* REQUEST *
Take the lines from the top down to and including the one with "import React from 'react';" and repeat them exactly. Omit images.

* DATA EXCERPT *
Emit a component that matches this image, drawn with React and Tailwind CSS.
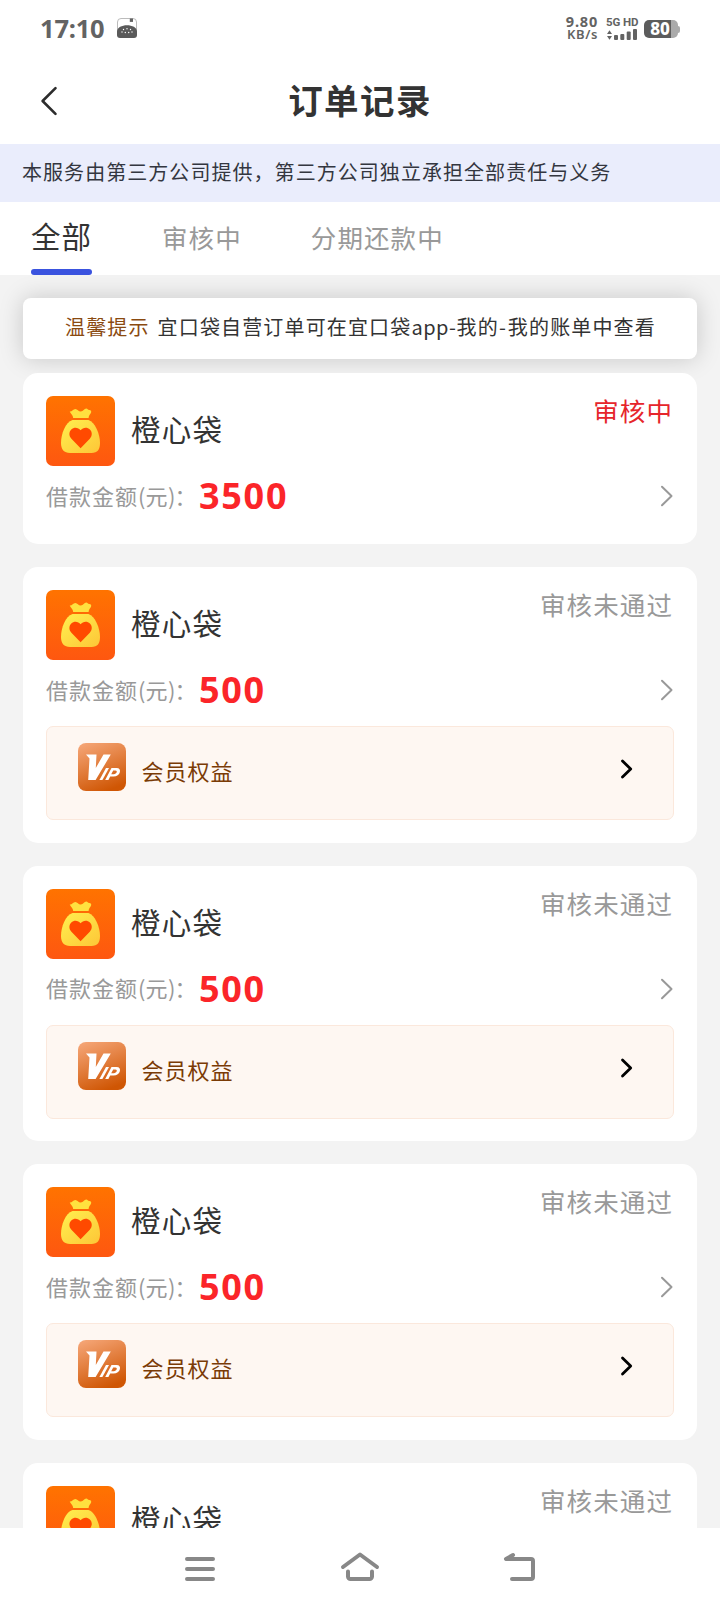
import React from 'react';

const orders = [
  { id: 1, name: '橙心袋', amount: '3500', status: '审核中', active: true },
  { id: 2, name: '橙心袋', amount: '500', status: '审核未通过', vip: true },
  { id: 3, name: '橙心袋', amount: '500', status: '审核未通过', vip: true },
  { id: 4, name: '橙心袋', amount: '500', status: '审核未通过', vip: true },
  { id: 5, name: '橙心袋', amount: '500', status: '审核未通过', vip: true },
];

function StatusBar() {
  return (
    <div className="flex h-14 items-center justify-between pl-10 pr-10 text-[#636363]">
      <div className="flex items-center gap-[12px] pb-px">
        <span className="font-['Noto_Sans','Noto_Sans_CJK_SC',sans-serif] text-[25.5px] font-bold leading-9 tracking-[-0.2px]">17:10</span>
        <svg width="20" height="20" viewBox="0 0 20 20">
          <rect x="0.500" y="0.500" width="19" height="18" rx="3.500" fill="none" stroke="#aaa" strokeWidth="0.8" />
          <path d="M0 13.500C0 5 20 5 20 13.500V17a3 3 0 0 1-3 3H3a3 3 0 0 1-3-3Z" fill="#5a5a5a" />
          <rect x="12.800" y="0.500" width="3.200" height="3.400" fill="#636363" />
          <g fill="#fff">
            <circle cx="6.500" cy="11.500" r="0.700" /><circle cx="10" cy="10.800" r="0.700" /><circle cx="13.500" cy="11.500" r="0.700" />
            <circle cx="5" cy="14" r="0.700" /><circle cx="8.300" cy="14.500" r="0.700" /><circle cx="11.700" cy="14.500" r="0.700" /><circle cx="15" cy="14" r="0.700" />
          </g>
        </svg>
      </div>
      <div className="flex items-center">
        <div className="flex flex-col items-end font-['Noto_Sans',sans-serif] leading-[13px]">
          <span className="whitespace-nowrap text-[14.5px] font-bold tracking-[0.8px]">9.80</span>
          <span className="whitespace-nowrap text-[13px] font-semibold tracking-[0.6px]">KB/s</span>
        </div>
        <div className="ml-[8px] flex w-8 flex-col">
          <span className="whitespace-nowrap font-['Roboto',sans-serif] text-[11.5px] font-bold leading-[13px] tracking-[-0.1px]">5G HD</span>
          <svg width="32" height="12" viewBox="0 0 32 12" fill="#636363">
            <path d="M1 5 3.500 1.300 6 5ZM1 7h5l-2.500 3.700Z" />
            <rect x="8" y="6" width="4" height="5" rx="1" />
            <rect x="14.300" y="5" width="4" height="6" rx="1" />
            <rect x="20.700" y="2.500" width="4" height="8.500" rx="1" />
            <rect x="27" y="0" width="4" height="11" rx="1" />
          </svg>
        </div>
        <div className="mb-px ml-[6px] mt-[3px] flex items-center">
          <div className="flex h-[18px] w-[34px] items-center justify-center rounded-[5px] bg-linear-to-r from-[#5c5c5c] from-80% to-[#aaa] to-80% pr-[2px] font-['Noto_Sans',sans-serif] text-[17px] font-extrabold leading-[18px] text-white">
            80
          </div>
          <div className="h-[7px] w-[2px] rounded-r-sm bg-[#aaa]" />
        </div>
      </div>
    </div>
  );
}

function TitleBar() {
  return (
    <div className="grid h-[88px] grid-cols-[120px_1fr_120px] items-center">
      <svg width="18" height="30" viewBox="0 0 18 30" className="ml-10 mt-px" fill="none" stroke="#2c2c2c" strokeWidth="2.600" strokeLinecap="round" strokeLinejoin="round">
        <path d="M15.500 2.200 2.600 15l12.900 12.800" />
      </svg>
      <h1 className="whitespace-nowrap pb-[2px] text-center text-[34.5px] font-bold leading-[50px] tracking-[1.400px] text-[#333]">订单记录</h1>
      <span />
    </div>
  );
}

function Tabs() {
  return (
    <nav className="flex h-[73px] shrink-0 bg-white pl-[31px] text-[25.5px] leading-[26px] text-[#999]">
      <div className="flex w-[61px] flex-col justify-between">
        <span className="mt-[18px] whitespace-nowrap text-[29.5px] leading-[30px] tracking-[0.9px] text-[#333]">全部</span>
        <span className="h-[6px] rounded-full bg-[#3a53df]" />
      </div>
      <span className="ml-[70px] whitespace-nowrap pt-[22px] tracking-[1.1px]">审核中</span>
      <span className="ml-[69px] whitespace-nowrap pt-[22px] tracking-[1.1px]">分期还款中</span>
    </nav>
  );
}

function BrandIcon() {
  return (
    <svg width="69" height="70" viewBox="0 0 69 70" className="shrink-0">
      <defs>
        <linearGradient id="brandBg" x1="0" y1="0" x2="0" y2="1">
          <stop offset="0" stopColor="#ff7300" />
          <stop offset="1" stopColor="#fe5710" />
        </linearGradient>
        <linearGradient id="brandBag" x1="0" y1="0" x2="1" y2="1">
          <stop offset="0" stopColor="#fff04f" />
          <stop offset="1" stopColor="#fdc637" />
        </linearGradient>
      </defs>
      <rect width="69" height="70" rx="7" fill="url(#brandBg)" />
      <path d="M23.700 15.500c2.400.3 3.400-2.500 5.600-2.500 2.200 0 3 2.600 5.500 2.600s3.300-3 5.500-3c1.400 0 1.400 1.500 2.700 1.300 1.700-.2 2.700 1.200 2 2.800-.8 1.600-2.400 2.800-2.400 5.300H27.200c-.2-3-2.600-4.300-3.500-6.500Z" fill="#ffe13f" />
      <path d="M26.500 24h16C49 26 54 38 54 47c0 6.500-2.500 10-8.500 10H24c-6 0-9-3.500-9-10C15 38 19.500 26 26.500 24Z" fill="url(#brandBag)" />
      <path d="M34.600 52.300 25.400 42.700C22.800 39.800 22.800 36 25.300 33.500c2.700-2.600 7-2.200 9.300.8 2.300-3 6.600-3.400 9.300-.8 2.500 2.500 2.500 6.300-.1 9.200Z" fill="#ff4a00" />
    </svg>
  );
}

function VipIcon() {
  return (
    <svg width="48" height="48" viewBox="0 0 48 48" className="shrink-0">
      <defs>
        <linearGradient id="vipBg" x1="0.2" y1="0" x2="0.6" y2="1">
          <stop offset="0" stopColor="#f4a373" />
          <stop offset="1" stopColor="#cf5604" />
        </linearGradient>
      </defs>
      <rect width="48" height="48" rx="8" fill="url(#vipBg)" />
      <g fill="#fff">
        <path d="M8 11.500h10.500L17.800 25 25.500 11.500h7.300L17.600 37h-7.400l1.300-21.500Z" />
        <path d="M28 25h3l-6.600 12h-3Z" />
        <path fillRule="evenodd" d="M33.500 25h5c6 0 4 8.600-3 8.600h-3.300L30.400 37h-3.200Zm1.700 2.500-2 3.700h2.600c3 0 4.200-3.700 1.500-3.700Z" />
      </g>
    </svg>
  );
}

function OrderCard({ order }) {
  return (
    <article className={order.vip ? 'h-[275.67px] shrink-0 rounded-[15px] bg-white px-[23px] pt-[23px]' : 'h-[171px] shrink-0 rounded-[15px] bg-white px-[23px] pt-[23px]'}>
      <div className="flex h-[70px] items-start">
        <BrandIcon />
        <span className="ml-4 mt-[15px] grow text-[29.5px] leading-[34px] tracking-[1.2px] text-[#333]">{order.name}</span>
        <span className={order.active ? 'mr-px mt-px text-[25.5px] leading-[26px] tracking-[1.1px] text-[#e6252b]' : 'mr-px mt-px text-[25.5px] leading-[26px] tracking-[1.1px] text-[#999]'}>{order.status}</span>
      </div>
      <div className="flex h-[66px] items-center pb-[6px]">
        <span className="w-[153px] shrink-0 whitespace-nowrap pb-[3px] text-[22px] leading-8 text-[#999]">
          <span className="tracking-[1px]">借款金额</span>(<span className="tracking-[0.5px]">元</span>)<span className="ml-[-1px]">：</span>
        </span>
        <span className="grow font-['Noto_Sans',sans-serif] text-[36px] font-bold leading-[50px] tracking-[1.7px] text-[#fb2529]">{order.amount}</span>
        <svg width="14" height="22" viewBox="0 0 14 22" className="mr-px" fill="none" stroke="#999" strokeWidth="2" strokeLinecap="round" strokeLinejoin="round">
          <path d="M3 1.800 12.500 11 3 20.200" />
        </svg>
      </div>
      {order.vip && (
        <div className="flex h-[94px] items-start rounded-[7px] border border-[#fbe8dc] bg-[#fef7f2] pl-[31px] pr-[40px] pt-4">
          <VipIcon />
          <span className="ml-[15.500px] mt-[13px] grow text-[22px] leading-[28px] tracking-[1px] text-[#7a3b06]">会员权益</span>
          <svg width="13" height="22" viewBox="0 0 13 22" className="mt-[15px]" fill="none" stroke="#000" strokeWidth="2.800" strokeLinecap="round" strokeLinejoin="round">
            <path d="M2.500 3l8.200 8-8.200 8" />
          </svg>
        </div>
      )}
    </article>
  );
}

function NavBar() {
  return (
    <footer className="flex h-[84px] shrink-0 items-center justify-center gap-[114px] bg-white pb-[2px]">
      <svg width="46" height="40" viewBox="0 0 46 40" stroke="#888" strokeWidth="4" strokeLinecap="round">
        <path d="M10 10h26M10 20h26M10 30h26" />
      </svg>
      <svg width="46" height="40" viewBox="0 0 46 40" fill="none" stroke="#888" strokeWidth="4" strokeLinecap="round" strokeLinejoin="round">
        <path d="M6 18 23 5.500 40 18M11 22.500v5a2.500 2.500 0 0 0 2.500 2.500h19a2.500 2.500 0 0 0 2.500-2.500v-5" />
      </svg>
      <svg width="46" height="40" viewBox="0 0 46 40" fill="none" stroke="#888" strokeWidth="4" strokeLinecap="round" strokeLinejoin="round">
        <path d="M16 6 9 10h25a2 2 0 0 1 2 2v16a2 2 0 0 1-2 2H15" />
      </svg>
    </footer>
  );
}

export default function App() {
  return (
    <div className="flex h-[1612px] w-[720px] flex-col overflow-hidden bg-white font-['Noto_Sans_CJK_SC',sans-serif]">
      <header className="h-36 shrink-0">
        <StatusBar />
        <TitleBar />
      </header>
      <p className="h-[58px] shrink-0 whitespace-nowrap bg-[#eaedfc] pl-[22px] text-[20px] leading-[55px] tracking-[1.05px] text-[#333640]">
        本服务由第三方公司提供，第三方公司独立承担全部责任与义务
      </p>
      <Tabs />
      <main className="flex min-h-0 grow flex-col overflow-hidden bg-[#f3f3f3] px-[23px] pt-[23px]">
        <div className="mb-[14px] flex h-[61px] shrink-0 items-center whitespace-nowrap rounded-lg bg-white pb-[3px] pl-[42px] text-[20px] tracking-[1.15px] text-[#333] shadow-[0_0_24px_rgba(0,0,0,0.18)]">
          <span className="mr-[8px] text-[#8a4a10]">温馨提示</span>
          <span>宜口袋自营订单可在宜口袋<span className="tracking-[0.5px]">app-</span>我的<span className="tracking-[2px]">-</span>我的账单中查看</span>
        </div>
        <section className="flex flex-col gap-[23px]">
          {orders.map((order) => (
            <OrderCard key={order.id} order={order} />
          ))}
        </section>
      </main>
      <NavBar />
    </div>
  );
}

* WRITTEN SOLUTION *
Emit a component that matches this image, drawn with React and Tailwind CSS.
import React from 'react';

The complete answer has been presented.